[start Task inputs]
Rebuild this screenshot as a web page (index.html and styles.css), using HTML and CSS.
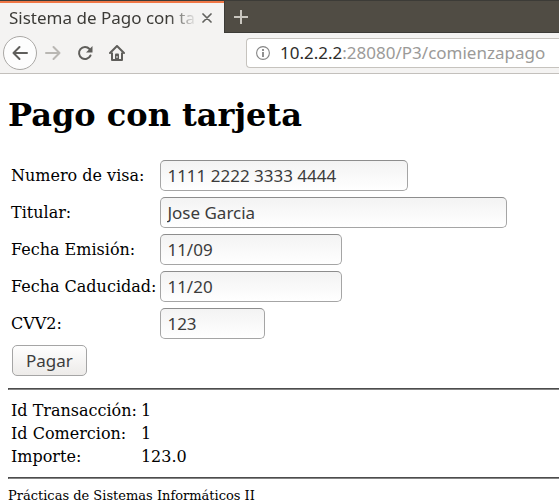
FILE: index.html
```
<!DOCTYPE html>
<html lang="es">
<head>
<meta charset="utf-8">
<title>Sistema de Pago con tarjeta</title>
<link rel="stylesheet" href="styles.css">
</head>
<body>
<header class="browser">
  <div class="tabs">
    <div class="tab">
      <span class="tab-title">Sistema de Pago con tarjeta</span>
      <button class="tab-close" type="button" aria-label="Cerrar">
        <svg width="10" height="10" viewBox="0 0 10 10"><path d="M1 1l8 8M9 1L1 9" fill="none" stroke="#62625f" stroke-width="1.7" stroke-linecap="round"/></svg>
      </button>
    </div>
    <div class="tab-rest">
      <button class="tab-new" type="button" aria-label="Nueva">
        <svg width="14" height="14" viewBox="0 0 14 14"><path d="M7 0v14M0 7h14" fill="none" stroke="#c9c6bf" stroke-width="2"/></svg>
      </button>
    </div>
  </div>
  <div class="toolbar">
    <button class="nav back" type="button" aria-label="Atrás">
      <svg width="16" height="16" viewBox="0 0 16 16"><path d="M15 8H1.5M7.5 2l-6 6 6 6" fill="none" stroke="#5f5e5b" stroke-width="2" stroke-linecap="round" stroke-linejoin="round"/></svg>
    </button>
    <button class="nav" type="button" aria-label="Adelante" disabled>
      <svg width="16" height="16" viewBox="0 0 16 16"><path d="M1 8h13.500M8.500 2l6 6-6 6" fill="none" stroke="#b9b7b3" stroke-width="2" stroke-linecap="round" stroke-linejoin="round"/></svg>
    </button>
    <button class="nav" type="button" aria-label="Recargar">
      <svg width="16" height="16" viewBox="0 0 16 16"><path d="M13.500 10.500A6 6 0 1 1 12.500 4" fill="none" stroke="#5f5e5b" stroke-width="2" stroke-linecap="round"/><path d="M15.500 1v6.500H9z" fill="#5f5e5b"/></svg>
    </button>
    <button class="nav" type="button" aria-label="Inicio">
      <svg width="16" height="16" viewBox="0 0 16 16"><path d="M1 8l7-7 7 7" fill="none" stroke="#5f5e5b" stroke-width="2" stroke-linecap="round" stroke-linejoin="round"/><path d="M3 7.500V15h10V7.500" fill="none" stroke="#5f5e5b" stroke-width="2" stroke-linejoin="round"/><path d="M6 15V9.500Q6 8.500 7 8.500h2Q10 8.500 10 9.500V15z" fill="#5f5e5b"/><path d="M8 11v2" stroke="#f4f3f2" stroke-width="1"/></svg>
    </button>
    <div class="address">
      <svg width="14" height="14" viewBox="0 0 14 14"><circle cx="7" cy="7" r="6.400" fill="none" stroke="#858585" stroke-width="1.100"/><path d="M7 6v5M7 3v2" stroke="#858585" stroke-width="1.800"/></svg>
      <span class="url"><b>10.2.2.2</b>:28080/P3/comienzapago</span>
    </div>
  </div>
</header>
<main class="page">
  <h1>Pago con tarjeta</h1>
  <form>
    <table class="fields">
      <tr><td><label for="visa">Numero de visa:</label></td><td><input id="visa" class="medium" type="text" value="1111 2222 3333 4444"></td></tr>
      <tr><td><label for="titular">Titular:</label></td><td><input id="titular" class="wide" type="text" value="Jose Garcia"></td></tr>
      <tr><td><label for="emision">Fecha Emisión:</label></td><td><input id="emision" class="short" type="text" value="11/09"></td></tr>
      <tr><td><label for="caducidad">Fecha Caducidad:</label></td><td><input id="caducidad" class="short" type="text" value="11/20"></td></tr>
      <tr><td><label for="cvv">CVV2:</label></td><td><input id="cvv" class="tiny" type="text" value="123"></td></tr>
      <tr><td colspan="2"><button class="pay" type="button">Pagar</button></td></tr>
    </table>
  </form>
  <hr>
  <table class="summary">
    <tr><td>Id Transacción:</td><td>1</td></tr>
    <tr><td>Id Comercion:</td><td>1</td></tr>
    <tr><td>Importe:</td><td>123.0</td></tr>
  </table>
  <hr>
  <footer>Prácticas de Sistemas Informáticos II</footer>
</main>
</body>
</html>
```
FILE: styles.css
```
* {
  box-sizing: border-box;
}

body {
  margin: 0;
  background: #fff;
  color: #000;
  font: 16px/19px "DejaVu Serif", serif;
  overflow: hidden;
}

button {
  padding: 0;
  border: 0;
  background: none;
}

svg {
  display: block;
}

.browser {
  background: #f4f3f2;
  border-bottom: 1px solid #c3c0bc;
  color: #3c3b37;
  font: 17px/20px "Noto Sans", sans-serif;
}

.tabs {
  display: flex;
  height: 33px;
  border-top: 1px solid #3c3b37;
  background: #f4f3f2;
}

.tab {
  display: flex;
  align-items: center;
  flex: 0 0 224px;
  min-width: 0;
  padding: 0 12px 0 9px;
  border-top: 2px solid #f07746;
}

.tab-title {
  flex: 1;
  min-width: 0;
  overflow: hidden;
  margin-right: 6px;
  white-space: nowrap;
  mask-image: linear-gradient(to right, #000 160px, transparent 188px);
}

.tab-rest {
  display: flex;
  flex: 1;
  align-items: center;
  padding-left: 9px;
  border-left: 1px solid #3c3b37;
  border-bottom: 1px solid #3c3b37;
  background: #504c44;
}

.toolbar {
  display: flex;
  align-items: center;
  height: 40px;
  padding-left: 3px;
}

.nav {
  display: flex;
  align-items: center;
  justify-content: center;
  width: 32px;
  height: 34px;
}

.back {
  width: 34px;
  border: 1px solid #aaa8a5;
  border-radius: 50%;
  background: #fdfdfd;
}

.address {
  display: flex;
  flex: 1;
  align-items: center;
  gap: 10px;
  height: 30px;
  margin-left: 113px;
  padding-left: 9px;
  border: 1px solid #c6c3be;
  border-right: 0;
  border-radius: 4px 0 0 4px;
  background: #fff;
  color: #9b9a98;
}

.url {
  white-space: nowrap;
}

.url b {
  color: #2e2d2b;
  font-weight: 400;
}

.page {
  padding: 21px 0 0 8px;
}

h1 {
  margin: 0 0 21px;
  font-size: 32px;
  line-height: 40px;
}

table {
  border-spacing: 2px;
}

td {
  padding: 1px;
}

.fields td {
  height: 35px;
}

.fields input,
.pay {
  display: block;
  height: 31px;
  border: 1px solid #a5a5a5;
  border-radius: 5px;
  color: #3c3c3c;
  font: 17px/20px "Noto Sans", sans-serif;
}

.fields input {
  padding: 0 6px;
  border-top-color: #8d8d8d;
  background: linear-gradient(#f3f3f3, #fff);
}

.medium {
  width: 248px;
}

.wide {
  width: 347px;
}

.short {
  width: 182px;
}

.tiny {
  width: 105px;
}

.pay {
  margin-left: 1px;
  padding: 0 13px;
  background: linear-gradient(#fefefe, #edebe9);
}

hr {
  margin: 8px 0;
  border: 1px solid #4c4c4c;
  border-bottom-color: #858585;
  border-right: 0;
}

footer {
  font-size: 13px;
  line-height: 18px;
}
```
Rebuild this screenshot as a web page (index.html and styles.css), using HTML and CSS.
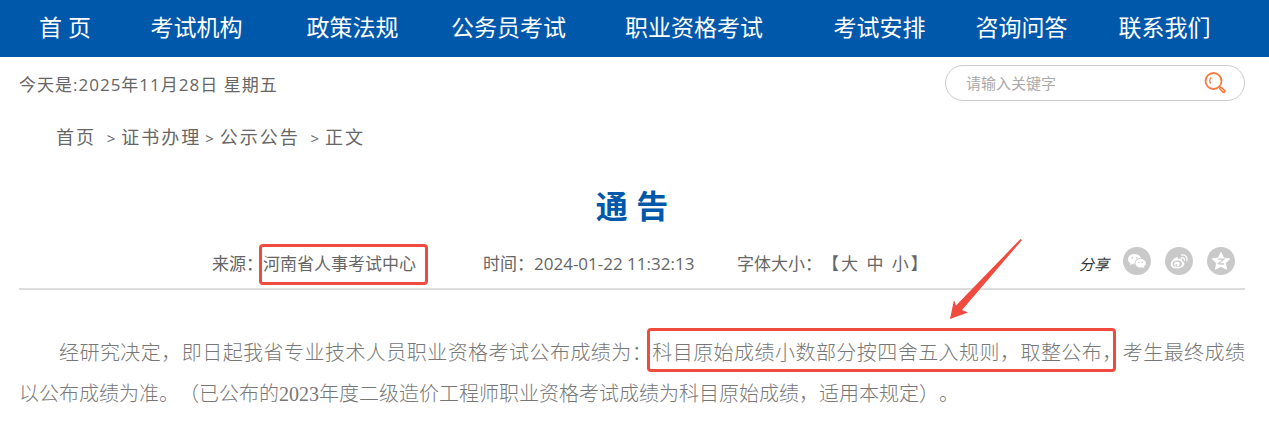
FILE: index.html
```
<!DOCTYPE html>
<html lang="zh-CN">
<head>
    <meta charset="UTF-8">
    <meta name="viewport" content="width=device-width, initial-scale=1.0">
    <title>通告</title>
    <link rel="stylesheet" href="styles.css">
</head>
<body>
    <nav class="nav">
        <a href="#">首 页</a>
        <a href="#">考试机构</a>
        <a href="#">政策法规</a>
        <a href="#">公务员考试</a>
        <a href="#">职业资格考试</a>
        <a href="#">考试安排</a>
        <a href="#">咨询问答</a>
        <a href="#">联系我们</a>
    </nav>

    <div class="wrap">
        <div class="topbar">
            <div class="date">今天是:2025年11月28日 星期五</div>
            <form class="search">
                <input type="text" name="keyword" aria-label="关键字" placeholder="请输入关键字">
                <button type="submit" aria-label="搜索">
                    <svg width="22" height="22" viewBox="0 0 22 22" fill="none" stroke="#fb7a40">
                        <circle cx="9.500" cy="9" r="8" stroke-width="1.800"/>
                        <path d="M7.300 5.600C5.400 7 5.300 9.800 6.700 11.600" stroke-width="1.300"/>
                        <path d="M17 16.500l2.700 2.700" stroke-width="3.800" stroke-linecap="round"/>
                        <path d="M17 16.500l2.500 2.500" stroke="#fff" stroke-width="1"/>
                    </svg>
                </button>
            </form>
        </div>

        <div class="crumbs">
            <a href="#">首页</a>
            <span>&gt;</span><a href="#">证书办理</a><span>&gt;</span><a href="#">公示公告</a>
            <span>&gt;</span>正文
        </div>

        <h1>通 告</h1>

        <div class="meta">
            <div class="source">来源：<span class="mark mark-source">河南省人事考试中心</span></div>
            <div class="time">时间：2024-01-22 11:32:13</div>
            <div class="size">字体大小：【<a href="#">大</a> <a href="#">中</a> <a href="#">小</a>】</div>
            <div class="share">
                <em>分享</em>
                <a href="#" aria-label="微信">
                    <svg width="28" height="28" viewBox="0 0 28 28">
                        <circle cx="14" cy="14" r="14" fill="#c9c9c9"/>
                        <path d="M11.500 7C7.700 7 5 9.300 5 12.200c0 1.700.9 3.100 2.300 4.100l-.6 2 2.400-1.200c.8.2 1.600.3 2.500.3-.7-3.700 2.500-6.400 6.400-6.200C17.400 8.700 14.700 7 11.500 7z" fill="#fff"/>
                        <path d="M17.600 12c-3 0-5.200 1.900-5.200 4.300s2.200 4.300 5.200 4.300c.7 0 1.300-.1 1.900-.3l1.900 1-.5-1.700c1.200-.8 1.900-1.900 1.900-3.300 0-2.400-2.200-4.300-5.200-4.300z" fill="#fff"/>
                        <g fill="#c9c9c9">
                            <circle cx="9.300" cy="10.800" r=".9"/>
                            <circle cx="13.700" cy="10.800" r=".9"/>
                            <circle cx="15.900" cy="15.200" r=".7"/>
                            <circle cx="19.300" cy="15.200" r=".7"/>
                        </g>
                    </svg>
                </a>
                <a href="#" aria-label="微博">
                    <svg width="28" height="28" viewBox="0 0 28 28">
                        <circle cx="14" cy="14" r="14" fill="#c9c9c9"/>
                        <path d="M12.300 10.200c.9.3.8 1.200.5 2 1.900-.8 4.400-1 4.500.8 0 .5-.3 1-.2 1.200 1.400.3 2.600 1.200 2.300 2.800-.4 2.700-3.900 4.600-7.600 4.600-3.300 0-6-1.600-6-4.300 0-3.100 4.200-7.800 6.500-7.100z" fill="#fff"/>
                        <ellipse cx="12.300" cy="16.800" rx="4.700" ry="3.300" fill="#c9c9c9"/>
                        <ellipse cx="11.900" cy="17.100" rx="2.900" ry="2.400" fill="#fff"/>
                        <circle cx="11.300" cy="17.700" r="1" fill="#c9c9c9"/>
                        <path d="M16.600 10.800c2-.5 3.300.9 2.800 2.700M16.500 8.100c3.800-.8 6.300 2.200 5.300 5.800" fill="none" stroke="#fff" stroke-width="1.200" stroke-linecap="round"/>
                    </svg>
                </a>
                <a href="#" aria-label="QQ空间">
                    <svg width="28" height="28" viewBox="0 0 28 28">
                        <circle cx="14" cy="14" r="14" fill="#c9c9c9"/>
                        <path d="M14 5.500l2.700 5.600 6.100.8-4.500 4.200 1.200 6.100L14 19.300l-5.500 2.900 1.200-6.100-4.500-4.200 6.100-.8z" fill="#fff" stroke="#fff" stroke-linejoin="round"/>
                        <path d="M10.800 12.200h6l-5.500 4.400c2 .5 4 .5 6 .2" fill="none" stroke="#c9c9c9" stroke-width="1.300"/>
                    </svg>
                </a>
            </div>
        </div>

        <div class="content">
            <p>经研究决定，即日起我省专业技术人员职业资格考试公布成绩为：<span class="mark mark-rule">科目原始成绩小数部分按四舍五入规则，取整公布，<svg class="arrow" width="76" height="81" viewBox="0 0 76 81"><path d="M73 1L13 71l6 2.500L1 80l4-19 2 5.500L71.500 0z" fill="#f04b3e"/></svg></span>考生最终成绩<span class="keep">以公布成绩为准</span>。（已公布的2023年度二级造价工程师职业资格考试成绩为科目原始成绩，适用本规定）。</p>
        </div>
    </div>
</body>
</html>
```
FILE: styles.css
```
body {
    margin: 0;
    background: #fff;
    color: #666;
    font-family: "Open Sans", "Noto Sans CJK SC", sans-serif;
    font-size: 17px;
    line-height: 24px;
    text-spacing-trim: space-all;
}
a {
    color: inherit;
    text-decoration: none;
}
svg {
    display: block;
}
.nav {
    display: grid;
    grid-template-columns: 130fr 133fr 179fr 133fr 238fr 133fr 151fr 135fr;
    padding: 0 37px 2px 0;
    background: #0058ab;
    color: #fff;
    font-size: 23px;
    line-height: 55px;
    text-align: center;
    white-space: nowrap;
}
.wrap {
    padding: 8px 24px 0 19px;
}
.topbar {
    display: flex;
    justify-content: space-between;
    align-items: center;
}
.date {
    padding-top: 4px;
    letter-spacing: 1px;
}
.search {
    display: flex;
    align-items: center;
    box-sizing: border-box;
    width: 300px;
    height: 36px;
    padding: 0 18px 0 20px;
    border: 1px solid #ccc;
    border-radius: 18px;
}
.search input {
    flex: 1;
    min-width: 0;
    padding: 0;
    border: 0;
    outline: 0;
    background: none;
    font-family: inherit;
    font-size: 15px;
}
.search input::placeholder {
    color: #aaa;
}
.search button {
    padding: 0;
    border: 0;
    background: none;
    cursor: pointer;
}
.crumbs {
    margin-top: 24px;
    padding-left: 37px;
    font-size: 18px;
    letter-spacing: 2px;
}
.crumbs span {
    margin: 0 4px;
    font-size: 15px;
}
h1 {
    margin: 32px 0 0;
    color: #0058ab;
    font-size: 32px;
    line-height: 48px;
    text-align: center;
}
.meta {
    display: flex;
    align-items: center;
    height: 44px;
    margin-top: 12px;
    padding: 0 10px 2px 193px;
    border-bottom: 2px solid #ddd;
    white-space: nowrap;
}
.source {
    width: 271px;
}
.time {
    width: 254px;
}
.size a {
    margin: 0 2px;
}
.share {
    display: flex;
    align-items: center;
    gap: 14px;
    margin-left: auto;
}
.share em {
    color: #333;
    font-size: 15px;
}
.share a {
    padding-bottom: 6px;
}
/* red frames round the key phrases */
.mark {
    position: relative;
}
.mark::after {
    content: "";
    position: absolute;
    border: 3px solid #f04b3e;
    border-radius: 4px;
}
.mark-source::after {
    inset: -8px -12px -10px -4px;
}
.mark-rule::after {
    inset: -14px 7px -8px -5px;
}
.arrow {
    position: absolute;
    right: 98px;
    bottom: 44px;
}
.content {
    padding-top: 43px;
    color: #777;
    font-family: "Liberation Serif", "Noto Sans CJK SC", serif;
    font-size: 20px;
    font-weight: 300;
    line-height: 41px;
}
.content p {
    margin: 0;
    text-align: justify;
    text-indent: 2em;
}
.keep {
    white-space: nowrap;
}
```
[end Task inputs]
--- Goal ---
Copy out all lines above that include the string "page".

--- Answer for this exercise ---
Rebuild this screenshot as a web page (index.html and styles.css), using HTML and CSS.
<main class="page">
.page {
Rebuild this screenshot as a web page (index.html and styles.css), using HTML and CSS.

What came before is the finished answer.